Сытину исполнилось 24 года, когда Шарапов всерьез обеспокоился о том, чтобы молодец остепенился. Скорее всего, купец думал над этим вопросом уже давно, но первым вслух высказал мысль о том, что Сытину пора уже жениться высказал не он, и даже не сам Иван, а переплетчик маленькой шараповской типографии Гаврила Иванович Горячев. Как то и было положено, с мыслью этой он обратился сначала не к самому перспективному жениху, а к его хозяину и почти родителю. Вот как рассказывал об этом сам Сытин:
«… наш переплетчик Гаврила Иванович Горячев, работавший для Шарапова, задумал меня сосватать и, как водится, обратился с этой мыслью прежде всего к моему хозяину.
– Петр Николаевич, Ванюшу вашего женить бы пора. Парень он молодой, как бы чего худого не вышло…
– А что ж, это ты, парень, дело говоришь.
– Да как же, в молодых годах мало ли что бывает: сегодня вожжа под хвост попадет, завтра попадет – что хорошего?
Хозяин мой очень хорошо знал, как велики были соблазны Нижегородской ярмарки, где разгул был почти обязателен для торгового человека, так как покупатели (в особенности сибиряки) требовали, чтобы каждая сделка была вспрыснута. И это соображение окончательно склонило его к мысли, что меня надо женить.

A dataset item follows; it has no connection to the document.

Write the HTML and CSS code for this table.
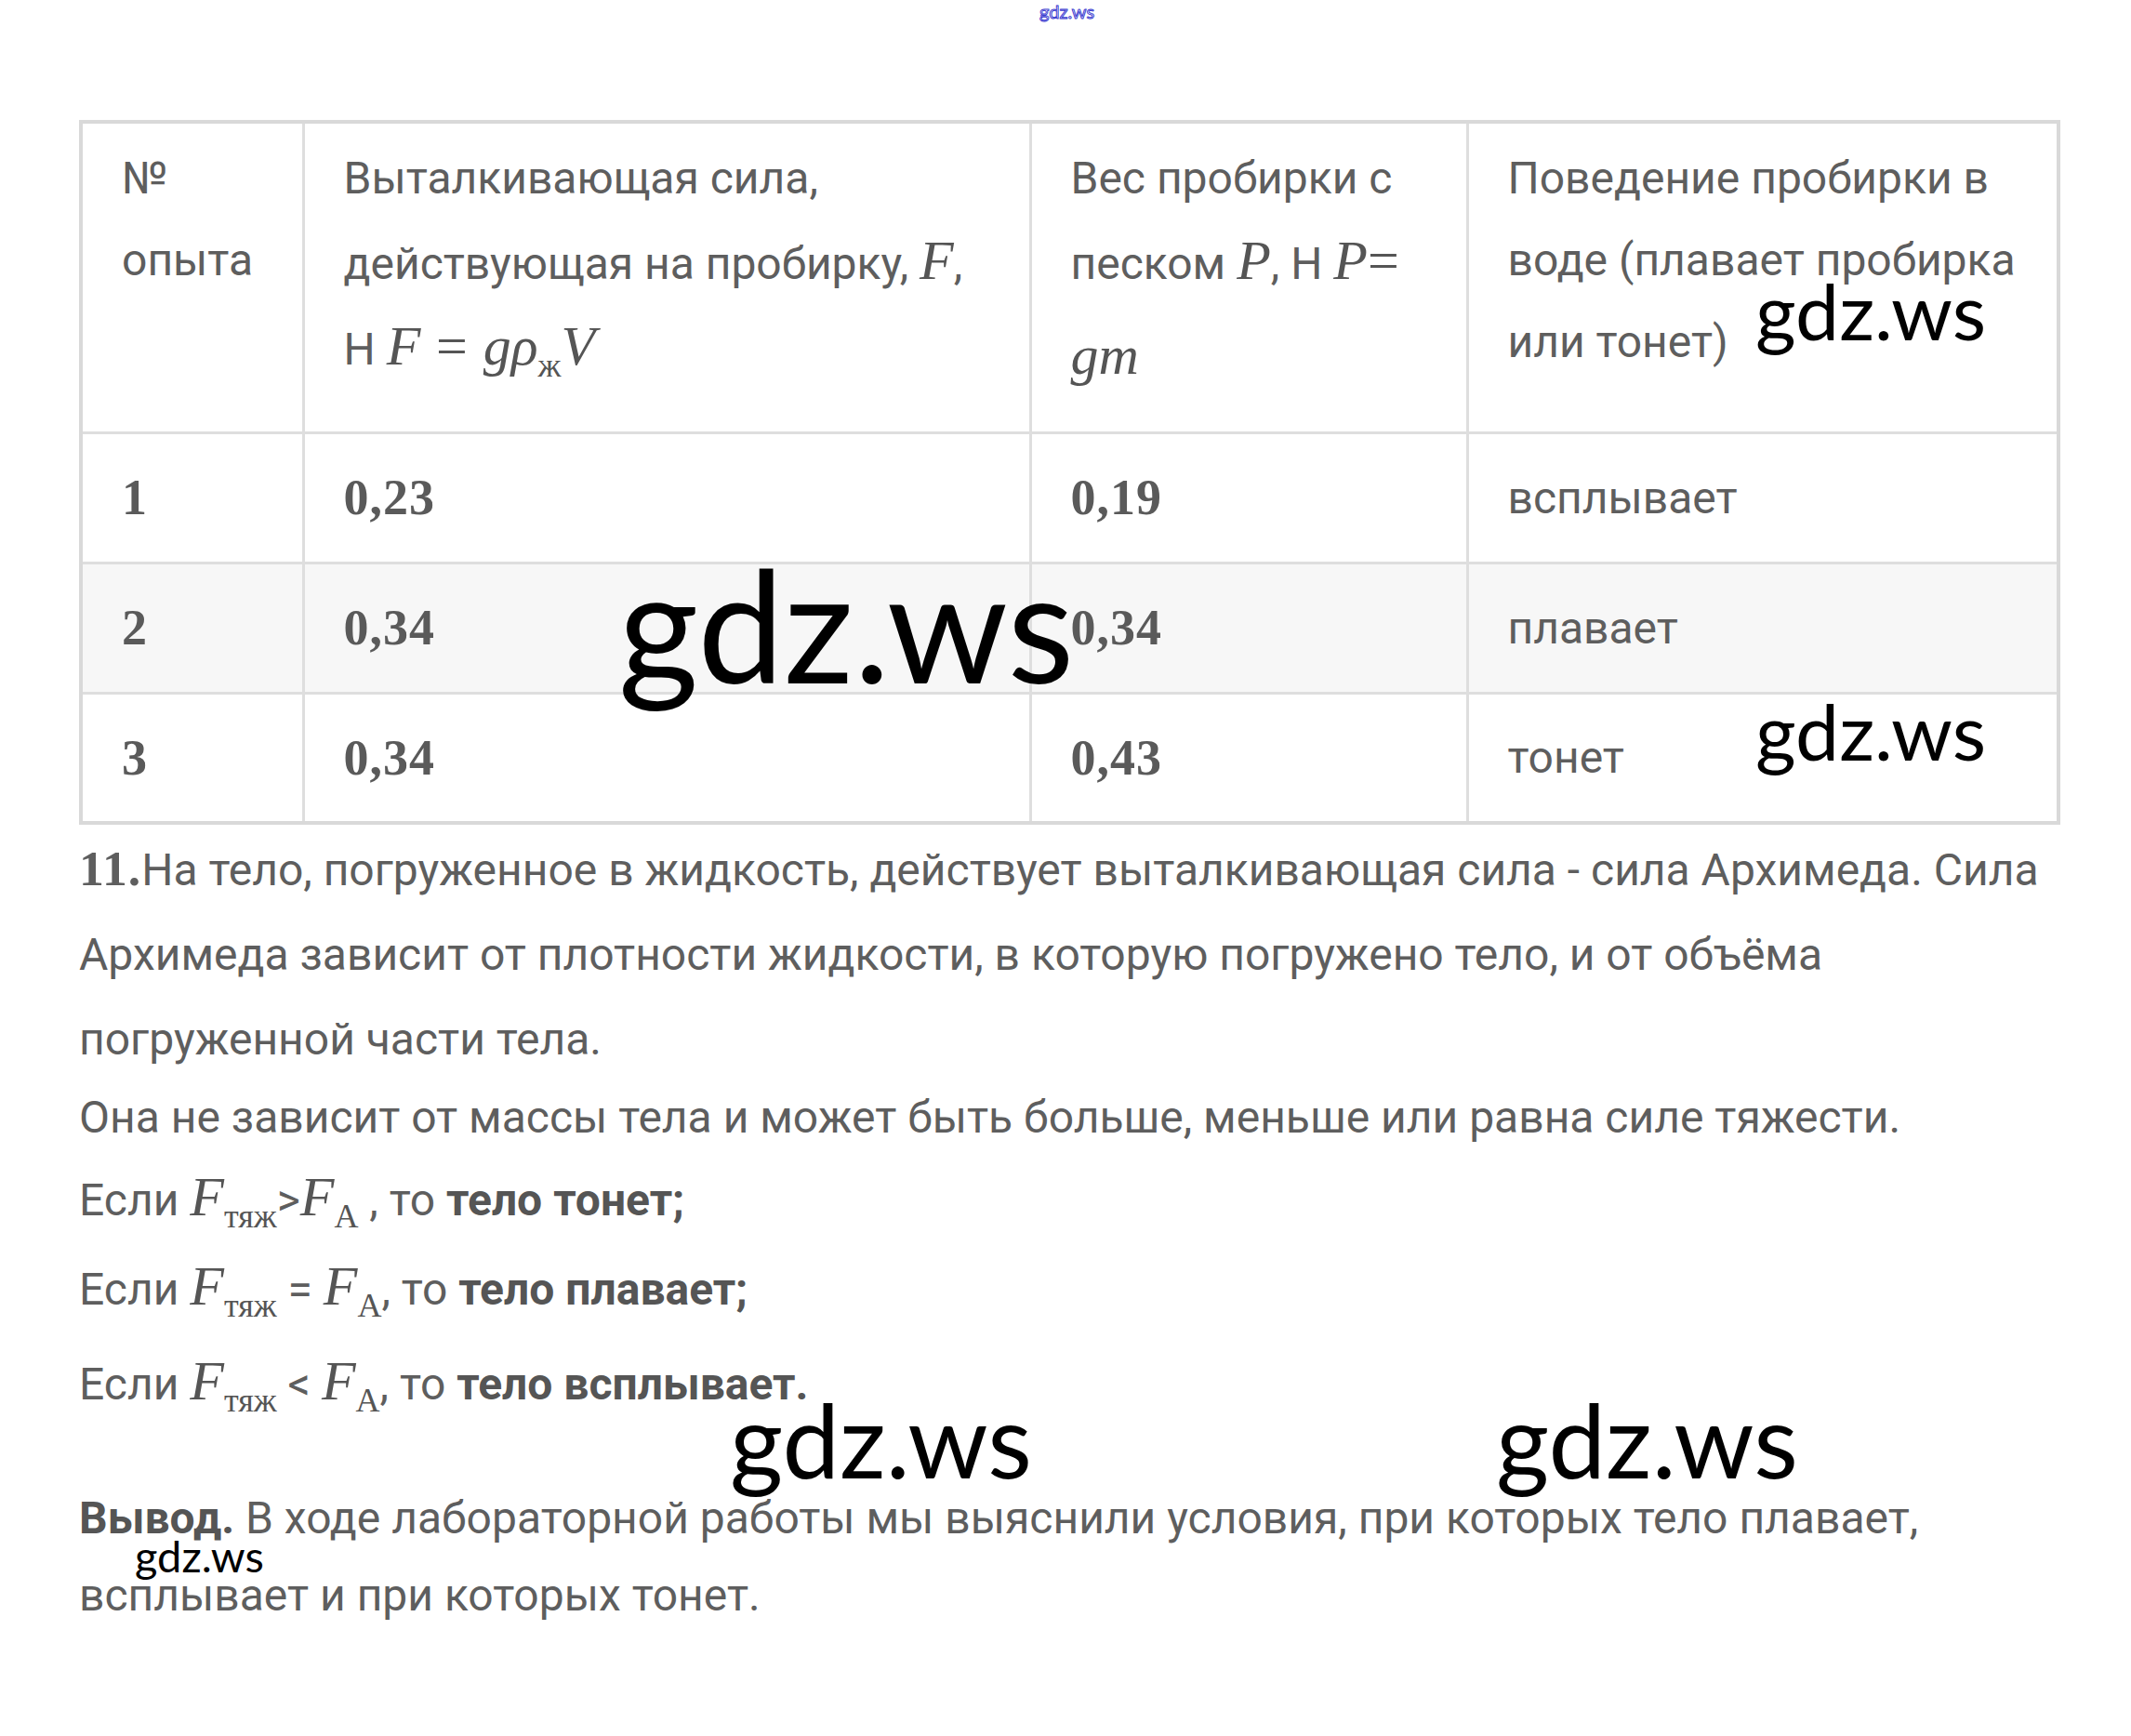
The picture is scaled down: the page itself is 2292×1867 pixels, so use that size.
FILE: index.html
```html
<!DOCTYPE html>
<html lang="ru">
<head>
<meta charset="utf-8">
<title>gdz.ws</title>
<link rel="stylesheet" href="styles.css">
</head>
<body>
<div class="page">
  <div class="wm wm-top">gdz.ws</div>

  <table class="tbl">
    <colgroup>
      <col class="c1"><col class="c2"><col class="c3"><col class="c4">
    </colgroup>
    <tr class="head">
      <td>№<br>опыта</td>
      <td>Выталкивающая сила,<br>действующая на пробирку, <span class="m">F</span>,<br>Н <span class="m">F</span><span class="op eq">=</span><span class="m">gρ<sub>ж</sub>V</span></td>
      <td>Вес пробирки с<br>песком <span class="m">P</span>, Н <span class="m">P</span><span class="op">=</span><br><span class="m gm">gm</span></td>
      <td>Поведение пробирки в<br>воде (плавает пробирка<br>или тонет)</td>
    </tr>
    <tr class="row">
      <td class="num">1</td><td class="num">0,23</td><td class="num">0,19</td><td>всплывает</td>
    </tr>
    <tr class="row alt">
      <td class="num">2</td><td class="num">0,34</td><td class="num">0,34</td><td>плавает</td>
    </tr>
    <tr class="row">
      <td class="num">3</td><td class="num">0,34</td><td class="num">0,43</td><td>тонет</td>
    </tr>
  </table>

  <div class="text">
    <p class="p1"><span class="num-s">11.</span>На тело, погруженное в жидкость, действует выталкивающая сила - сила Архимеда. Сила<br>Архимеда зависит от плотности жидкости, в которую погружено тело, и от объёма<br>погруженной части тела.</p>
    <p class="p2">Она не зависит от массы тела и может быть больше, меньше или равна силе тяжести.</p>
    <p class="p3">Если <span class="m">F<sub>тяж</sub></span>&gt;<span class="m">F<sub>А</sub></span> , то <b>тело тонет;</b></p>
    <p class="p4">Если <span class="m">F<sub>тяж</sub></span> = <span class="m">F<sub>А</sub></span>, то <b>тело плавает;</b></p>
    <p class="p5">Если <span class="m">F<sub>тяж</sub></span> &lt; <span class="m">F<sub>А</sub></span>, то <b>тело всплывает.</b></p>
    <p class="p6"><b>Вывод.</b> В ходе лабораторной работы мы выяснили условия, при которых тело плавает,</p>
    <p class="p7">всплывает и при которых тонет.</p>
  </div>

  <div class="wm wm-head">gdz.ws</div>
  <div class="wm wm-big">gdz.ws</div>
  <div class="wm wm-row3">gdz.ws</div>
  <div class="wm wm-mid1">gdz.ws</div>
  <div class="wm wm-mid2">gdz.ws</div>
  <div class="wm wm-small">gdz.ws</div>
</div>
</body>
</html>
```

FILE: styles.css
```css
html, body {
  margin: 0;
  padding: 0;
  background: #ffffff;
}

.page {
  position: relative;
  width: 2292px;
  min-height: 1867px;
  padding: 129px 0 0 85px;
  box-sizing: border-box;
  font-family: Roboto, "Noto Sans", sans-serif;
  color: #5e5e5e;
}

.tbl {
  width: 2127px;
  table-layout: fixed;
  border-collapse: collapse;
  border: 4px solid #d9d9d9;
  font-size: 48px;
}

.c1 { width: 239px; }
.c2 { width: 782px; }
.c3 { width: 470px; }
.c4 { width: 636px; }

.tbl td {
  border: 3px solid #dedede;
  padding: 0 10px 0 42px;
  box-sizing: border-box;
  white-space: nowrap;
}

.head td {
  height: 334px;
  vertical-align: top;
  padding-top: 15px;
  line-height: 88px;
}

.row td {
  height: 140px;
  vertical-align: middle;
}

.alt td { background: #f7f7f7; }

.num {
  font-family: "Liberation Serif", "DejaVu Serif", serif;
  font-weight: bold;
  font-size: 54px;
  letter-spacing: 1px;
  color: #5a5a5a;
}

.m {
  font-family: "Liberation Serif", "DejaVu Serif", serif;
  font-style: italic;
  font-size: 1.25em;
  color: #555;
}

.m sub {
  font-style: normal;
  font-family: "Liberation Serif", serif;
  font-size: 0.6em;
  vertical-align: -0.35em;
  line-height: 0;
}

.op {
  font-family: "Liberation Serif", serif;
  font-size: 1.25em;
  color: #555;
}

.eq { margin: 0 0.28em; }

.gm { position: relative; top: 10px; }

.text {
  width: 2127px;
  font-size: 48px;
}

.text p { margin: 0; white-space: nowrap; }

.num-s {
  font-family: "Liberation Serif", serif;
  font-weight: bold;
  font-size: 1.12em;
  letter-spacing: 1px;
}

.text b { font-weight: bold; color: #555; }

.p1 { line-height: 91px; margin-top: 2px !important; }
.p2 { line-height: 78px; }
.p3 { line-height: 92px; }
.p4 { line-height: 92px; }
.p5 { line-height: 105px; }
.p6 { line-height: 80px; margin-top: 52px !important; }
.p7 { line-height: 86px; }

.wm {
  position: absolute;
  font-family: Lato, "Open Sans", sans-serif;
  color: #000;
  line-height: 1;
  white-space: nowrap;
}

.wm-top {
  left: 1118px;
  top: 2px;
  font-size: 20px;
  color: #fff;
  -webkit-text-stroke: 1px #3b3bd0;
}

.wm-head { left: 1888px; top: 292px; font-size: 84px; }
.wm-row3 { left: 1888px; top: 744px; font-size: 84px; }
.wm-big { left: 665px; top: 588px; font-size: 166px; }
.wm-mid1 { left: 785px; top: 1492px; font-size: 110px; }
.wm-mid2 { left: 1609px; top: 1492px; font-size: 110px; }
.wm-small { left: 145px; top: 1650px; font-size: 47px; }
```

Со мной переплетчик Гаврила Иванович заговорил о моей женитьбе только после того, как договорился с хозяином.
– Что ж, Ваня, пора, брат, тебе и жениться… Будет болтаться холостяком.
– Да тебе какая забота?
– А я тебе невесту сосватаю… Очень подходящая девушка есть на примете…
– Ну сосватай…
Так полушутя, полусерьезно подошел я к решению этого важнейшего жизненного вопроса.
В виде особой ко мне милости хозяин мой согласился поехать на смотрины невесты вместе со мной, Но так как он боялся разговоров, то из скромности сделал это тайно.

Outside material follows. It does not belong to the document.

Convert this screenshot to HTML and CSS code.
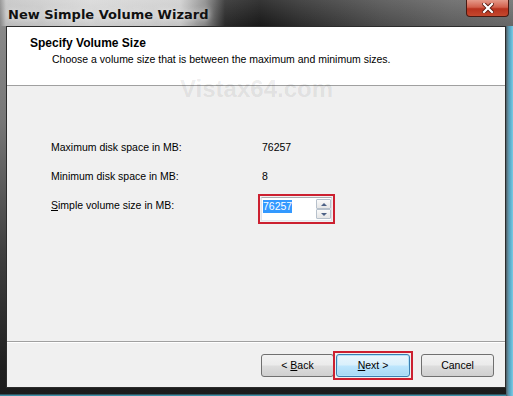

– Ты иди вперед и подожди меня на Таганке, а я вслед за тобой на извозчике приеду.
На Таганке мы встретились и пошли пешком уже вместе… К нам присоединился и сват Горячев».
Предполагаемой невесте, Евдокии, тогда едва исполнилось 16 лет. Отец ее, Иван Ларионович Соколов, был вдовцом и занимался тем, что готовил торты и другие кондитерские изделия для свадеб и званых вечеров. До сватовства Иван видел Евдокию только раз, на свадьбе у того же Горячева два года назад. Но тогда у него и в мыслях не было, что с этой, тогда еще совсем девочкой, он проживет бок о бок долгие годы.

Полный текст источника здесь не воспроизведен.